Humans have always aspired to find the fountain of youth, so “people might be skeptical about the fact that anti-aging technologies are working now,” says British investor and businessman Jim Mellon. “But the fact is that this is finally happening, and we need to seize the moment.” Mellon cofounded Juvenescence, a three-year-old pharmaceutical company that’s investing in multiple technologies simultaneously to increase the odds of bringing winning products to market. Mellon, 63, has made his fortune betting on well-timed investment opportunities, and he predicts that a new “stock-market mania” for life extension is just around the corner. “This is like the internet dial-up phase of longevity biotech. If you’d invested in the internet in the very early days, you’d be one of the richest people on the planet. We’re at that stage now, so the opportunity for investors is huge.” One of Mellon’s bets is on a class of drugs called senolytics, which destroy senescent cells. Senescent cells harm the body by secreting compounds that cause inflammation in surrounding tissues. Many age-related conditions – arthritis, diabetes, Alzheimer’s, cancer – have an inflammatory component, and studies suggest that a buildup of senescent cells is a large part of the problem.
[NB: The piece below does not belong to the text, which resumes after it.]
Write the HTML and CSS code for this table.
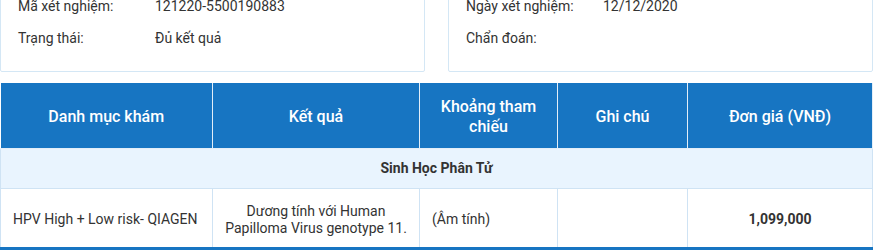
FILE: index.html
```
<!DOCTYPE html>
<html lang="vi">
<head>
    <meta charset="UTF-8">
    <meta name="viewport" content="width=device-width, initial-scale=1.0">
    <title>Kết quả xét nghiệm</title>
    <link rel="stylesheet" href="styles.css">
</head>
<body>

    <div class="info">
        <div class="info-box">
            <div class="info-row">
                <span class="info-label">Mã xét nghiệm:</span>
                <span class="info-value">121220-5500190883</span>
            </div>
            <div class="info-row">
                <span class="info-label">Trạng thái:</span>
                <span class="info-value">Đủ kết quả</span>
            </div>
        </div>
        <div class="info-box">
            <div class="info-row">
                <span class="info-label">Ngày xét nghiệm:</span>
                <span class="info-value">12/12/2020</span>
            </div>
            <div class="info-row">
                <span class="info-label">Chẩn đoán:</span>
                <span class="info-value"></span>
            </div>
        </div>
    </div>

    <table class="result-table">
        <colgroup>
            <col class="col-name">
            <col class="col-result">
            <col class="col-range">
            <col class="col-note">
            <col class="col-price">
        </colgroup>
        <thead>
            <tr>
                <th>Danh mục khám</th>
                <th>Kết quả</th>
                <th>Khoảng tham chiếu</th>
                <th>Ghi chú</th>
                <th>Đơn giá (VNĐ)</th>
            </tr>
        </thead>
        <tbody>
            <tr class="group-row">
                <td colspan="5">Sinh Học Phân Tử</td>
            </tr>
            <tr>
                <td>HPV High + Low risk- QIAGEN</td>
                <td class="center">Dương tính với Human Papilloma Virus genotype 11.</td>
                <td>(Âm tính)</td>
                <td></td>
                <td class="center price">1,099,000</td>
            </tr>
        </tbody>
    </table>

</body>
</html>
```

FILE: styles.css
```
body {
    font-family: Roboto, "Liberation Sans", Arial, sans-serif;
    font-size: 14px;
    color: #333;
    margin: 0;
    width: 873px;
    background: #fff;
}

/* top info boxes */
.info {
    display: flex;
    gap: 23px;
    margin-top: -24px;
}
.info-box {
    flex: 1;
    border: 1px solid #d4e7f5;
    border-radius: 2px;
    padding: 21px 17px 9px;
}
.info-row {
    display: flex;
    height: 32px;
    align-items: flex-start;
}
.info-label {
    width: 137px;
}

/* results table */
.result-table {
    width: 100%;
    margin-top: 11px;
    border-collapse: collapse;
    table-layout: fixed;
}
.col-name { width: 212px; }
.col-result { width: 207px; }
.col-range { width: 138px; }
.col-note { width: 130px; }
.result-table th {
    background-color: #1775c2;
    color: #fff;
    font-size: 16px;
    font-weight: 500;
    line-height: 20px;
    height: 65px;
    padding: 3px 16px 0;
    box-sizing: border-box;
    border: 1px solid #e3eef8;
    border-top: none;
    text-align: center;
}
.result-table th:first-child { border-left: none; }
.result-table td {
    border: 1px solid #cfe3f4;
    padding: 14px 12px 10px;
    line-height: 17px;
    height: 58px;
    box-sizing: border-box;
}
.result-table td.center {
    text-align: center;
}
.result-table .price {
    font-weight: 700;
}
.group-row td {
    background-color: #e9f4fe;
    text-align: center;
    font-weight: 700;
    height: 40px;
    padding: 1px 0 0;
}
.result-table tbody tr:last-child td {
    border-bottom: 3px solid #1775c2;
}
```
Eric Verdin, 63, is president and CEO of the Buck Institute, a globally renowned center for aging research just outside San Francisco in Marin County. Verdin is bullish on the promise of living healthfully to at least 100. Today. But 180? Don’t count on it. “My prediction, based on everything we know today, is that getting to 120 is about the best we can do for the foreseeable future. I’ll bet my house we’re not going to see anyone live to 180 for another 200 years, if ever. But making everyone a healthy centenarian, this is something we can do today. And that’s something to be excited about.” Verdin’s own lab at the Buck Institute studies the aging immune system and how it’s affected by lifestyle factors, such as nutrition and exercise. Take, for instance, rapalogs, a class of drugs derived from rapamycin that interact with a protein called mTOR, which serves as a linchpin for multiple critical biological processes, including cell growth and metabolism. Rapalog drugs tamp down mTOR, possibly preventing age-related diseases such as diabetes, stroke, and some cancers. One of the many effects of rapamycin is that it mimics the mechanisms of calorie restriction. As Verdin’s lab and others have shown, fasting provides a number of anti-aging benefits, including insulin regulation, reduced inflammation and, to put it colloquially, clearing out the gunky by-products of metabolism.